(Bloomberg) -- Two bids to put casinos in Manhattan’s Times Square and undeveloped land on the West Side ended after community advisory committees rejected the projects in key votes Wednesday.
The West Side project, backed by Silverstein Properties, Rush Street Gaming and Greenwood Gaming and Entertainment, failed to secure the votes required to move ahead to the New York Gaming Facility Location Board. SL Green Realty Corp. and Caesars Entertainment Inc.’s bid for a Times Square casino lost their vote earlier Wednesday.
The losses mean that just one proposal for a Manhattan casino may remain in the competition among developers and casino operators to win as many as three gaming licenses in downstate New York.

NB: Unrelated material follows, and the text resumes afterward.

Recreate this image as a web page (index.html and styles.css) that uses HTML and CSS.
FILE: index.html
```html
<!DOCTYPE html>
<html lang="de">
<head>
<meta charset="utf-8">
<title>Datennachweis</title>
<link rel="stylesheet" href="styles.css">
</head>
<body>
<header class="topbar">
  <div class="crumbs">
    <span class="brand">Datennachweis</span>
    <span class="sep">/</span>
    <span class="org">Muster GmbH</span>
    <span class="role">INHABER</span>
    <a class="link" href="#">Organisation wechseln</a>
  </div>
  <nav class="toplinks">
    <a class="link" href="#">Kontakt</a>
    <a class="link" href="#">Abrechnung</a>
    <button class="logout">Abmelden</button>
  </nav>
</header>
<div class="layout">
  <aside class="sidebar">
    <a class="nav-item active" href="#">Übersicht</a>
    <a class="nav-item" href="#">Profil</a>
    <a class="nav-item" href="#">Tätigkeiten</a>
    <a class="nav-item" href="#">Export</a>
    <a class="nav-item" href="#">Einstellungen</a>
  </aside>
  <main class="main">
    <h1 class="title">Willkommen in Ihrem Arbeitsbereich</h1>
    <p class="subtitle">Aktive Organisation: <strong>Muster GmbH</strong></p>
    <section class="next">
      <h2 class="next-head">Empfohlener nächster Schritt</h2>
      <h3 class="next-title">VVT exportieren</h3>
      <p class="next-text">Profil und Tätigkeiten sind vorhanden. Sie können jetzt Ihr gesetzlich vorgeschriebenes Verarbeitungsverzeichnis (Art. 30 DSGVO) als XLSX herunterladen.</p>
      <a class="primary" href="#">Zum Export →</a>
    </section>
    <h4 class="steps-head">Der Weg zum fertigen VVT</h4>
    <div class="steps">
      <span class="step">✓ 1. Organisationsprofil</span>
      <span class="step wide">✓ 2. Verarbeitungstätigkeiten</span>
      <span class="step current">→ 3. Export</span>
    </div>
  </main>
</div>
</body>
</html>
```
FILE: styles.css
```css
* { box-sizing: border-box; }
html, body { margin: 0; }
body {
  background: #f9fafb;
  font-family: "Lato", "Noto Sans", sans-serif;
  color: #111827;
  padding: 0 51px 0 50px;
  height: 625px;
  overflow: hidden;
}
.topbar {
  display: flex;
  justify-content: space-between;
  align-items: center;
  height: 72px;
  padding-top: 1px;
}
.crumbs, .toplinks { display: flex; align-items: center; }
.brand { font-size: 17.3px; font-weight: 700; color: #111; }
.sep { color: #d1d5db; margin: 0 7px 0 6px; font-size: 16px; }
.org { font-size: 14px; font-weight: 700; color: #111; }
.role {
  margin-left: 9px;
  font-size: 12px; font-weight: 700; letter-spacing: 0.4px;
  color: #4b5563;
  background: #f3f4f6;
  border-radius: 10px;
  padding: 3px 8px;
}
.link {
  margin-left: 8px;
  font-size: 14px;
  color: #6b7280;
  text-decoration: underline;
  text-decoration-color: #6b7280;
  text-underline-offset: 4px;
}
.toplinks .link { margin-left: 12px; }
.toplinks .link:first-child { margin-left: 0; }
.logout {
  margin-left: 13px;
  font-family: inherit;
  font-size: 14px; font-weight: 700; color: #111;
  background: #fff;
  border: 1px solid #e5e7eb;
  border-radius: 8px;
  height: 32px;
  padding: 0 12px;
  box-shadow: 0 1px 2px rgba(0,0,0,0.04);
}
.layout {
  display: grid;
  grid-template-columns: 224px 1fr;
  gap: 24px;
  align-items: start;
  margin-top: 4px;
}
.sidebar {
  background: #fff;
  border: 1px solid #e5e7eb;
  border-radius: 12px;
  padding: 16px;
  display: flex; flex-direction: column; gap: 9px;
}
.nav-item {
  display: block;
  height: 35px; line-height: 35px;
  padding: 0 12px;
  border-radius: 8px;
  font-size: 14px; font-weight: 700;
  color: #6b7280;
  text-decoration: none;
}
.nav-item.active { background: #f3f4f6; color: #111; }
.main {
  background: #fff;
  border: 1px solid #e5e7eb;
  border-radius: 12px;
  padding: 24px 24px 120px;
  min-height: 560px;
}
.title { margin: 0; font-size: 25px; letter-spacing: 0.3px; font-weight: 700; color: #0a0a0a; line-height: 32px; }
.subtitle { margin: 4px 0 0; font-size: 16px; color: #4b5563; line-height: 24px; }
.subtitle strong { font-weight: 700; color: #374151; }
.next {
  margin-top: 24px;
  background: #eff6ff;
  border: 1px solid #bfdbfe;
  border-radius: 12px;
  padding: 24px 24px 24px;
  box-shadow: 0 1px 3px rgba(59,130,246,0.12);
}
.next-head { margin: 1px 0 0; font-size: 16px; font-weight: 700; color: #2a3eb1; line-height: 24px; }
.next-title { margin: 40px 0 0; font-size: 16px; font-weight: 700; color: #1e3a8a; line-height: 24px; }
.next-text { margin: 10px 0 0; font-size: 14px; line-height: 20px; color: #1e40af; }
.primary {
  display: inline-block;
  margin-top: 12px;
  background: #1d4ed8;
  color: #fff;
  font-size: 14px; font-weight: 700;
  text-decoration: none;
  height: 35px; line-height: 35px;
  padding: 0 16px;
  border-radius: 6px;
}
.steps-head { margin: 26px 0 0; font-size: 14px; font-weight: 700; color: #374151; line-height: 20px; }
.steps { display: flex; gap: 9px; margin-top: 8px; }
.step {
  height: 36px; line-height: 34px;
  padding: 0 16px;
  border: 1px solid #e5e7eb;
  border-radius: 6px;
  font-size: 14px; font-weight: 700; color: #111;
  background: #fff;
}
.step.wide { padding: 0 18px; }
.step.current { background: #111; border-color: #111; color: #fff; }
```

Support for a Manhattan casino has lagged — the Times Square casino, in particular, drew backlash from local community groups — despite the potential for billions of dollars in revenue. Altogether, eight proposals for casinos in the downstate region have been put forward.
Representatives for Mayor Eric Adams and Governor Kathy Hochul were the only affirmative votes Wednesday. New York City Councilman Erik Bottcher, a member of the committee for the two projects voted on today, said in a statement that he would not support either bid.

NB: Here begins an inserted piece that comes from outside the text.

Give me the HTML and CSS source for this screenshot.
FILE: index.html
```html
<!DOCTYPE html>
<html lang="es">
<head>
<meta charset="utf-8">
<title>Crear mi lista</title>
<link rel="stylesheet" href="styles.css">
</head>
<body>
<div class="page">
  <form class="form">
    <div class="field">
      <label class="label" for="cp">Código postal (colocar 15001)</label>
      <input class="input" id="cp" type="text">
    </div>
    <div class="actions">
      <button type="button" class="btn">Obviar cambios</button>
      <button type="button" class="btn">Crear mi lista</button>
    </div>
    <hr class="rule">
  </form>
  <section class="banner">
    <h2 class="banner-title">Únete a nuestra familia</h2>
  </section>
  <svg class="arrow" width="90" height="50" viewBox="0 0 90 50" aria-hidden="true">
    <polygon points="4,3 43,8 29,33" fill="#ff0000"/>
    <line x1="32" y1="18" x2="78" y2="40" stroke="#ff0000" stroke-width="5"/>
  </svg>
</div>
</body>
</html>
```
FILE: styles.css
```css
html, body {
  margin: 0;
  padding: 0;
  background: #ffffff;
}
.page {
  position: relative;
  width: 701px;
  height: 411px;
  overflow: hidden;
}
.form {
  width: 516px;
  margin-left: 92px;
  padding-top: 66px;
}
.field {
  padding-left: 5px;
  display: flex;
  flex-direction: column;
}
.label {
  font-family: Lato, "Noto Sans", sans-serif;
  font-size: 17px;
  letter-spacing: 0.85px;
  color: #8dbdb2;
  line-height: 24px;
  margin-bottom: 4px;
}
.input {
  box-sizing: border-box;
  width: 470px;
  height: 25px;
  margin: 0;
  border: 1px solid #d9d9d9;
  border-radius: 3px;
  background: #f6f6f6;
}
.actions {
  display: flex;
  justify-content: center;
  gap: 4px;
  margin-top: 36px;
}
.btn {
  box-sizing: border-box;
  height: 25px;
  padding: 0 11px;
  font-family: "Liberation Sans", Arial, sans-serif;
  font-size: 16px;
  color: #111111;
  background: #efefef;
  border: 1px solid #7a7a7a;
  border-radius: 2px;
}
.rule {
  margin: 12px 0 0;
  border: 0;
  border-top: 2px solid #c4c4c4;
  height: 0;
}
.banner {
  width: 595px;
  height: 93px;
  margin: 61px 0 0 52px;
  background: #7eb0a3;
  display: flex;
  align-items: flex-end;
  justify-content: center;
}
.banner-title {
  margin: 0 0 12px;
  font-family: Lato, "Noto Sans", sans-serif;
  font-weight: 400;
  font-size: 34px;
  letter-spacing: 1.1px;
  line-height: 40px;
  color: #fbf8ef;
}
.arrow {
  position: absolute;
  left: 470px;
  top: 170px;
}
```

“I believe casinos must clear a particularly high bar, requiring a uniquely strong degree of community buy-in before being sited in a neighborhood,” he said. “Despite extensive outreach by the applicants, that level of support has not materialized.”

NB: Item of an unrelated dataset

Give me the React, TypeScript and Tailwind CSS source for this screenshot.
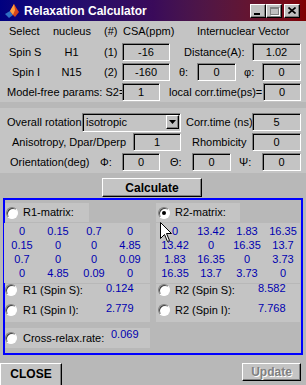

Representatives for SL Green and Caesars didn’t return a message seeking comment.
SL Green and Caesars teamed up in 2022 and developed a plan to transform an aging office building into Caesars Palace Times Square, with a hotel, four restaurants and a theater on the ground floor. The casino would have generated an estimated $23.3 billion in gambling revenue over 10 years. But it drew opposition from owners of Broadway theaters, while community groups were concerned about the potential increase in crime, sanitation issues and traffic congestion.
“This was a vote to protect the magic of Broadway,” Jason Laks, president of The Broadway League and a member of the No Times Square Casino Coalition, said in a statement. “A casino can go anywhere, but Broadway only lives here.”
Shares of SL Green fell 3.9% to $63.08 at 12:16 p.m. in New York after falling as much as 7.7% earlier, the steepest decline on an intraday basis since April. Shares of Caesars rose 1.4% to $25.93.
An agitated SL Green chairman Marc Holliday confronted the committee after the vote, according to a video posted to X by a reporter at Crain’s New York Business.
“We met the standard and then some. The only one with courage to stand up is the governor and the mayor appointees, and everybody else runs and hides. Go run and hide,” Holliday said in the video. “What you did, the benefits you denied this community and this city and state, you have to live with that history forever.”
The Silverstein proposal for the $7 billion Avenir would have put a casino, 1,000-room luxury hotel with Hyatt Hotels Corp., restaurants, an art gallery and performance venue on a large plot of currently undeveloped land on 41st Street and 11th Avenue, just north of the Jacob K. Javitz Convention Center. The developers also pledged to convert nearby office towers into more than 2,000 apartments to help ease housing shortages.
The project would have created more than 4,000 construction jobs and 5,000 permanent positions, the developers said.
“Obviously, we are disappointed that our West Side elected officials didn’t see a path forward for The Avenir project,” Dino Fusco, chief operating officer at Silverstein, said in a statement. “We are grateful to everyone who has supported this project and partnered with our team throughout this process and appreciate their confidence in our vision for the Far West Side.”
Earlier Wednesday, Avenir had asked for a delay in the vote, saying the advisory committee made a “significant request” late Tuesday night that the team wasn’t given the opportunity to address in time. The request came after the Avenir team spent the weekend responding to more than 20 questions regarding their application, handing in a 19-page response Monday evening, 24 hours before the deadline.
“This action taints the CAC process and today’s vote should be postponed,” the Silverstein-led bidders said in a statement.
Later this month, a committee will vote on Soloviev Group’s Freedom Plaza project, which would build an $11.2 billion development just south of the United Nations headquarters on the east side of Manhattan. If that fails to pass, the prospect of a Manhattan casino is over.
Two other bids for Manhattan casinos were dropped in recent months. Saks Global scrapped a pitch for a spot in midtown, while Wynn Resorts Ltd abandoned its bid with Related Cos. for a casino on the west side of Hudson Yards after failing to receive community support.
New York State Senator Brad Hoylman-Sigal, whose representative was on the CAC for the Avenir project, said in an interview Wednesday that he is against Manhattan casinos.
“Dropping a casino in the middle of a quality-of-life crisis will only exacerbate the situation, whether it’s traffic, illicit drug use, panhandling and other homelessness,” he said. “A casino doesn’t address any of those problems, it only makes it worse.”
Other contenders still awaiting their CAC votes include billionaire Steve Cohen’s project near Citi Field in Queens. All votes are due by end of September, and the licenses will be awarded in December.
--With assistance from Jeremy R. Cooke.